+++ Data block
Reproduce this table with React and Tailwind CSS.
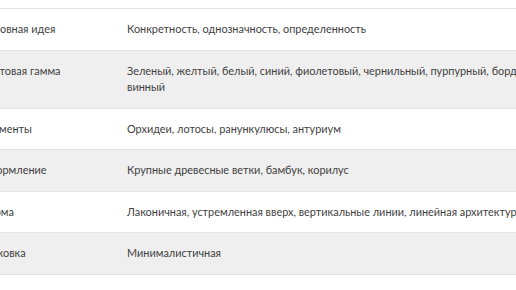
export default function App() {
  const rows = [
    ["Основная идея", "Конкретность, однозначность, определенность"],
    ["Цветовая гамма", "Зеленый, желтый, белый, синий, фиолетовый, чернильный, пурпурный, бордовый, винный"],
    ["Элементы", "Орхидеи, лотосы, ранункулюсы, антуриум"],
    ["Оформление", "Крупные древесные ветки, бамбук, корилус"],
    ["Форма", "Лаконичная, устремленная вверх, вертикальные линии, линейная архитектура"],
    ["Упаковка", "Минималистичная"],
  ];
  return (
    <div className="w-[516px] h-[290px] overflow-hidden bg-white" style={{ fontFamily: "Lato, 'Open Sans', sans-serif" }}>
      <div className="pt-[8px] ml-[-20px] w-[640px]">
        <div className="border-b border-[#e3e3e3]">
          {rows.map(([a, b], i) => (
            <div
              key={i}
              className={`flex border-t border-[#e3e3e3] text-[10.9px] leading-[16.5px] text-[#3f3f3f] ${i % 2 === 1 ? "bg-[#efefef]" : "bg-white"}`}
            >
              <div className="w-[147px] shrink-0 py-[12px]">{a}</div>
              <div className="w-[435px] shrink-0 py-[12px]">{b}</div>
            </div>
          ))}
        </div>
      </div>
    </div>
  );
}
++++++
Set exercise:
Reproduce the listing above exactly, excluding all pictures.

Answer in full:
Reproduce this table with React and Tailwind CSS.
export default function App() {
  const rows = [
    ["Основная идея", "Конкретность, однозначность, определенность"],
    ["Цветовая гамма", "Зеленый, желтый, белый, синий, фиолетовый, чернильный, пурпурный, бордовый, винный"],
    ["Элементы", "Орхидеи, лотосы, ранункулюсы, антуриум"],
    ["Оформление", "Крупные древесные ветки, бамбук, корилус"],
    ["Форма", "Лаконичная, устремленная вверх, вертикальные линии, линейная архитектура"],
    ["Упаковка", "Минималистичная"],
  ];
  return (
    <div className="w-[516px] h-[290px] overflow-hidden bg-white" style={{ fontFamily: "Lato, 'Open Sans', sans-serif" }}>
      <div className="pt-[8px] ml-[-20px] w-[640px]">
        <div className="border-b border-[#e3e3e3]">
          {rows.map(([a, b], i) => (
            <div
              key={i}
              className={`flex border-t border-[#e3e3e3] text-[10.9px] leading-[16.5px] text-[#3f3f3f] ${i % 2 === 1 ? "bg-[#efefef]" : "bg-white"}`}
            >
              <div className="w-[147px] shrink-0 py-[12px]">{a}</div>
              <div className="w-[435px] shrink-0 py-[12px]">{b}</div>
            </div>
          ))}
        </div>
      </div>
    </div>
  );
}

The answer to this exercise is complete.